Most veterans enrolled in recent years have been in Category 7, drawn in by the advantage of low-cost prescription drugs. The VA increased Category 7 drug copayments last year, to $7 a prescription from $2, but even the new charge is well below the copayments some private health plans require for some drugs. Charges at VA facilities are adjusted by income, with some low-income veterans still paying only $2 for a prescription filled at a network pharmacy.

The department has also tried to control costs by rationing some services, but most efforts are met with protests by veterans’ groups and some politicians and have been blocked on Capitol Hill.

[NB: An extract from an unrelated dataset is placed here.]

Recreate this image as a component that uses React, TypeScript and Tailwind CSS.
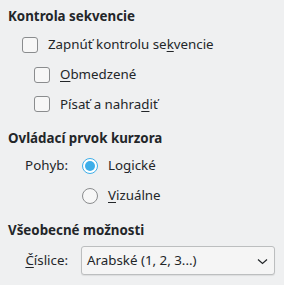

Last November, for example, Secretary of Veterans Affairs Anthony J. Principi announced he would suspend new enrollments by Category 7 veterans in fiscal year 2003. But the plan was short-lived, as President George W. Bush promised during budget negotiations the VA would get extra money to cover Category 7 veterans. For the current fiscal year, the administration included $142 million for the VA in its request for additional appropriations for the Pentagon.

Fixing the System

According to research by the National Center for Policy Analysis (NCPA) the best solution is not more V.A. hospitals or more money. What is needed, say NCPA policy experts, is a GI Health Care Bill as a provider of last resort for veterans.

When Congress created the GI Bill, it permitted veterans to choose the type of college or vocational school they wanted to attend. Our colleges are better for the competition the GI Bill created, and our veterans received a quality education, exercising the same choices available to other citizens.

A GI Health Care Bill would provide eligible veterans with a voucher they could use to purchase a traditional health insurance policy, a Medical Savings Account (MSA), an HMO membership, or even premium support for veterans still employed and covered by group insurance.

The NCPA notes, “Such a bill would give veterans the same options as the privately insured.” For veterans with known high medical expenses, the voucher could be used to pay for coverage under the private-sector/state-run partnership plan typically known as high-risk insurance pools.

If all veterans have access to private health insurance, there would be no need for the VA hospitals, clinics, nursing homes, and other capital equipment. According to the VA, its capital equipment is worth close to $6.0 billion. Selling it, says NCPA, “…perhaps to private hospital systems, could generate significant income for the U.S. government. This money could be invested in treasury notes and the interest applied to the cost of the GI Health Care Bill.”

The NCPA notes, “With these options, veterans would have the same choices as everyone else. Our politicians would have one less pork barrel to empty. And our veterans would not face waiting lines or substandard health care. Having served our country so well, they deserve better.”